Ulsh told USNI News that the Allied Maritime Basing Initiative is still in the proof-of-concept phase and that the Marines would have to go aboard allies’ ships to more fully understand how well the Marines could operate from them. Because the initiative is still in its early phase, it is unclear whether Marines on foreign ships would replace the land-based SPMAGTFs or supplement them, he said.
This particular initiative is new, but Strock said that testing the interoperability of different nations’ assets is not. The Marine Corps’ current interoperability matrix actually comes from one NATO has used for a long time, which lists out the allied countries’ military assets and tracks which are definitely interoperable, which are definitely not interoperable and which need to be studied further.
Strock uses similar matrices – one matches ships to other ships, another ships to surface connectors and the third ships to aircraft – to help guide his plans to insert interoperability experiments into pre-existing wargames and exercises.
“We are only limited by imagination, and it’s going to be working with the combatant commanders, working with the [Marine Forces] commanders, giving them some ideas and letting them turn their staffs loose,” Strock said.
Among the items to test in Strock’s matrix, and one of the ones getting a lot of widespread attention, is testing the new Afloat Forward Staging Base with the whole range of aircraft and connectors. The Navy just accepted the first AFSB, the USNS Lewis B. “Chesty” Puller (MLP-3/AFSB-1), on June 12, and a lot of people already want to use it.

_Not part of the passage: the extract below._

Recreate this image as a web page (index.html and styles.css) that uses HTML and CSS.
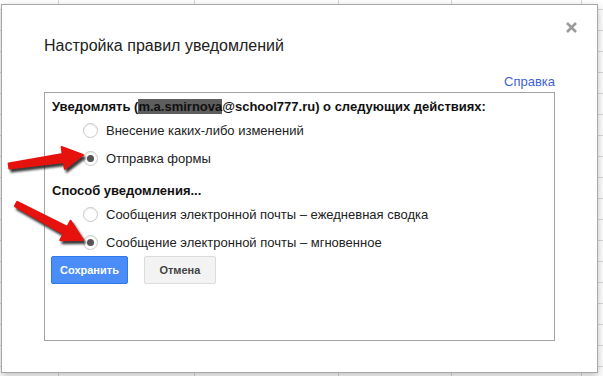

“It is my understanding that that ship is now, I think, at initial operating capability and is planned to go to support combatant commander mine warfare requirements,” Strock said. However, “a lot of people, to include the commandant, said we’d like to get our hands on that thing and that type of capability – and he’s absolutely right. And we have been developing some ideas on how could we use a ship like that – that ship, or a ship like that – to support the CR MAGTF and Marine Rotational Force Darwin.”
Because the MV-22 creates a lot of heat and a tremendous downwash, Naval Air Systems Command (NAVAIR) needs to carefully study whether to certify the Osprey for operations on the various ship classes the Marines are considering as alternate platforms. Strock said the Marines are working with NAVAIR now to certify the MV-22 to operate on the AFSB, though none of the aircraft have landed on the Lewis B. Puller yet.
Old is New Again
Though much attention has been paid to the newer MV-22 and AFSB, Strock said his office is also reaching further back into the Navy’s inventory to help address the amphibious shortfall. A few weeks ago, a crane on a T-AVB aviation logistics support ship – one of the original Maritime Prepositioning Force (MPF) ships from the 1980s – lifted onboard a LCM-8 “Mike boat” – which made its debut in the fleet in 1959.
There are only two T-AVBs in the fleet, one on the East Coast and one on the West Coast, and the Mike boats are so old the military has auctioned some off to the public. But Strock said they were in good enough material condition to deploy if they proved useful for bringing Marines to sea.
Similarly, Strock said there has been speculation about the Marines using the Maritime Administration’s vehicle cargo ships Cape May (T-AKR-5063) and Cape Mohican (T-AKR-5065) – delivered in 1972 and 1973, respectively – as connector station ships after testing several years ago proved they could work with current surface connectors.
“These are vessels are not amphibious ships as we know them, but quite frankly Marines, we’ve been operating off these ships in varying degrees for years,” he said.
“Everyone thinks, ‘well, we’re going to make these connector station ships,’ which we’re thinking about doing, ‘because we know we can put LCACs on them because we tested that back in 2008. This is a new and bright idea.’”
“In 1994, Col. Strock moved his battalion from Okinawa to Korea … onboard the Cape Mohican,” he said, referring to his earlier career as a Marine officer.
“A lot of these are just old ideas that are fresh and new. A lot of it’s back to the future. But we’re aggressively pursuing that because that’s what it says to do here,” he said, referring to the Commandant’s Planning Guidance.
Strock said that, given the resources to insert experiments into exercises and to obtain NAVAIR and other certifications, the sky is the limit in terms of creating combinations of ships, connectors and aircraft that are technically interoperable. What will be interesting to watch in the coming years, he said, will be the larger packages of those platforms that deploy to bring Marines around the littorals and across combatant commands.
“What we’re really going to have to look at in the future is, we have a variety of platforms out there that are all designed for primary missions, be it MPF or be it a primary mission of 30 years ago with the T-AVB. I think the challenge will be in how do we assemble the right mix of these types of platforms to generate the ability to support a MAGTF at sea?” he said.
“And it’s no single platform that can do it. … What’s the right mix of non-amphibious ships to do that? I don’t know. Do you need three JHSVs plus an MLP plus a tug boat? What’s the right mix? And I think over time we’re going to have to sort that out. … The ARG/MEUs sail out with a pre-defined mix: a big-deck, an LPD and an LSD. That’s pretty routine. But if you are able to get three or four platforms together to support a 90-day patrol for the rotational force out of Darwin, if you did that a year from now with three or four ships, the time they did it after that I doubt if it’s going to be the same three or four types of ships. What’s the right mix? I think that will be exciting over time to capture the lessons learned and be able to go back to the operating forces with some decent data.”